SUCCESSIVE SALES: CORDIALITY DOES NOT GIVE YOU LOCUS STANDI Cordiant Trading CC v Daimler Chrysler Financial Services (Pty) Ltd 2005 4 SA 389 (D&CLD)
DOI:
https://doi.org/10.17159/obiter.v26i3.14698Keywords:
transfer of possession, free and undisturbed possession, eviction, mode of delivery of ownership of movablesAbstract
Under normal circumstances, the seller is the owner of the merx and ownership is transferred to the purchaser on transfer of possession. However, the seller does not undertake to make the purchaser the owner. His obligation is to deliver the merx, and guarantee the purchaser free and undisturbed possession, that is, to protect the buyer in his possession from eviction. Eviction means any lawful interference with this free and undisturbed possession (vacua possessio), whether by the seller himself or by a third party. The warranty against eviction is in effect a promise by the seller that he will compensate the purchaser if the purchaser is evicted.

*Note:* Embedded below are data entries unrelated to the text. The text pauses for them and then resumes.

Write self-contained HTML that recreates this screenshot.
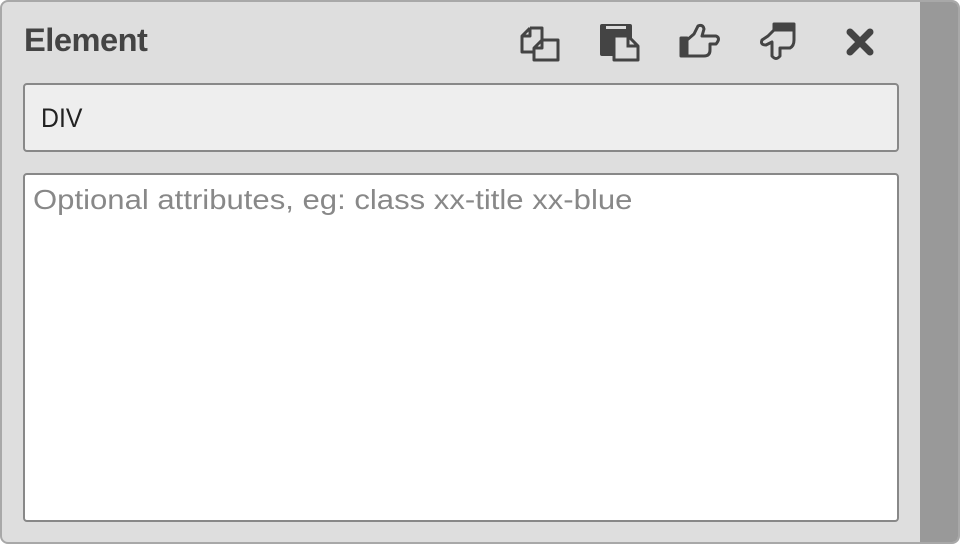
<!DOCTYPE html>
<html><head><meta charset="utf-8"><style>
html,body{margin:0;padding:0;width:960px;height:544px;overflow:hidden;background:#fff;font-family:"Liberation Sans",sans-serif}
.panel{position:absolute;left:0;top:0;width:956px;height:540px;border:2px solid #a8a8a8;border-radius:8px;background:#dedede;overflow:hidden}
.strip{position:absolute;left:918px;top:0;width:40px;height:100%;background:#999}
h1{position:absolute;left:22px;top:20px;margin:0;font-size:32px;font-weight:bold;color:#444;letter-spacing:-0.5px;transform:scaleX(1.02);transform-origin:left}
.inp{position:absolute;left:21px;top:81px;width:872px;height:65px;border:2px solid #888;border-radius:4px;background:#eee;box-sizing:content-box}
.inp span{position:absolute;left:16px;top:18px;font-size:27px;color:#222;transform:scaleX(0.92);transform-origin:left}
.ta{position:absolute;left:21px;top:171px;width:872px;height:345px;border:2px solid #888;border-radius:4px;background:#fff}
.ta span{position:absolute;left:8px;top:9px;font-size:28px;color:#888;transform:scaleX(1.11);transform-origin:left;white-space:nowrap}
svg{position:absolute;top:18px}
</style></head><body>
<div class="panel">
<div class="strip"></div>
<h1>Element</h1>
<svg style="left:514px" width="48" height="44" viewBox="0 0 48 44" fill="none" stroke="#444" stroke-width="3" stroke-linejoin="round">
<path d="M14 8 L26 8 L26 20 M14 8 L6 16 L6 32 L18 32 M14 8 L14 16 L6 16"/>
<path d="M26 20 L42 20 L42 40 L18 40 L18 28 L26 20 L26 28 L18 28"/>
</svg>
<svg style="left:594px" width="48" height="44" viewBox="0 0 48 44">
<rect x="4" y="4" width="32" height="32" rx="2" fill="#444"/>
<rect x="10" y="6" width="20" height="3" fill="#ddd"/>
<path d="M18 16 L32 16 L42 26 L42 40 L18 40 Z" fill="#dedede" stroke="#444" stroke-width="3" stroke-linejoin="round"/>
<path d="M32 16 L32 26 L42 26" fill="none" stroke="#444" stroke-width="3"/>
</svg>
<svg style="left:674px" width="48" height="44" viewBox="0 0 48 44" fill="none" stroke="#444" stroke-width="3" stroke-linejoin="round" stroke-linecap="round">
<rect x="5" y="18" width="6" height="18" fill="#444"/>
<path d="M11 20 L18 14 L22 6 Q27 4 28 9 L26 16 L40 16 Q45 18 40 24 L34 24 L34 30 Q34 36 28 36 L11 36"/>
</svg>
<svg style="left:754px" width="48" height="44" viewBox="0 0 48 44" fill="none" stroke="#444" stroke-width="3" stroke-linejoin="round" stroke-linecap="round">
<rect x="18" y="4" width="20" height="6" fill="#444"/>
<path d="M18 10 L12 16 L6 20 Q4 25 10 25 L16 22 L16 36 Q20 41 24 36 L24 28 L34 28 Q38 26 38 20 L38 10"/>
</svg>
<svg style="left:836px" width="44" height="44" viewBox="0 0 44 44" stroke="#444" stroke-width="7" stroke-linecap="round">
<path d="M12 12 L32 32 M32 12 L12 32"/>
</svg>
<div class="inp"><span>DIV</span></div>
<div class="ta"><span>Optional attributes, eg: class xx-title xx-blue</span></div>
</div>
</body></html>
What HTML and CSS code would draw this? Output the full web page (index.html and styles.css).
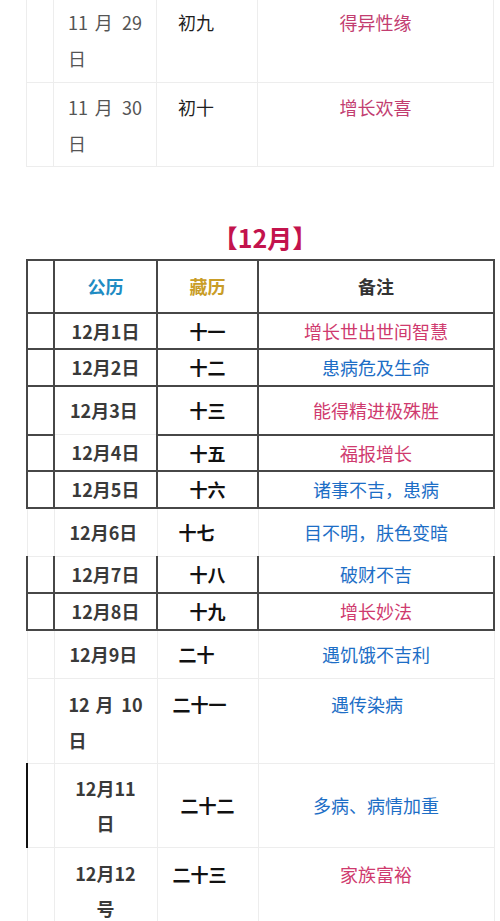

Constitutum possessorium, as a mode of delivery of ownership of movables, plays an important role in financial arrangements in the motor trade industry. A motor dealer may, for example, arrange with a credit institution that the motor vehicles on its floor, purchased from a manufacturer, be sold to the credit institution and then be resold to the motor dealer. Ownership is transferred to the credit institution by constitutum possessorium. The arrangement between the motor dealer and the credit institution is referred to in the trade as a floor plan agreement.